Abstract During the drilling process, the issue of drilling fluid loss can lead to changes in the mechanical properties of the formation, thereby altering the stress environment of nearby faults. In order to assess the risk of fault activation during drilling operations, the Ordos M area shale was selected as the research object. Mechanical experiments were conducted on rock samples immersed in water-based drilling fluid with a pressure differential of 2 MPa and a temperature of 50 °C. The changes in the mechanical properties of the shale before and after immersion in drilling fluid were determined. Based on the experimental results, combined with the spring combination model and fault activation theory, a quantitative evaluation of fault activation risk was conducted. The findings revealed that the shale in this region has a high clay content, demonstrating a certain level of water sensitivity. The presence of micro-pores and micro-fractures is well-developed, increasing the interaction probability between drilling fluids and clay minerals.
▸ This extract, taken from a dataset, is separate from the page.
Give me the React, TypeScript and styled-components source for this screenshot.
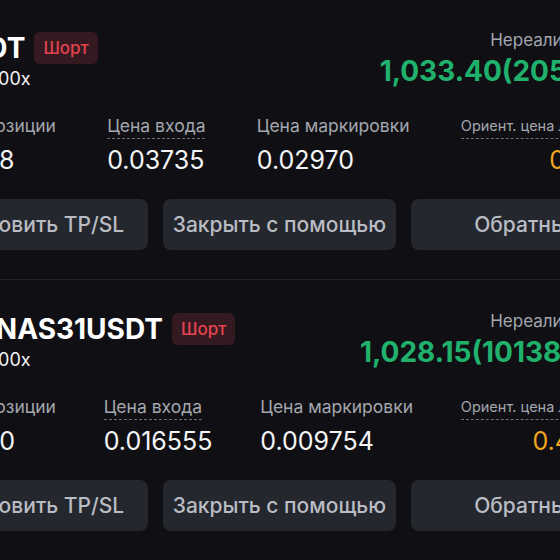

After immersion in drilling fluid, there was a varied decline in all mechanical strengths of the shale. The elastic modulus is positively correlated with the shear strength and Coulomb stress of the fault plane. The Poisson’s ratio is positively correlated with the shear strength and negatively correlated with the Coulomb stress. The greater the internal friction and cohesion, the higher the shear strength of the fault plane, and the larger the friction coefficient, the smaller the Coulomb stress, resulting in a more stable fault.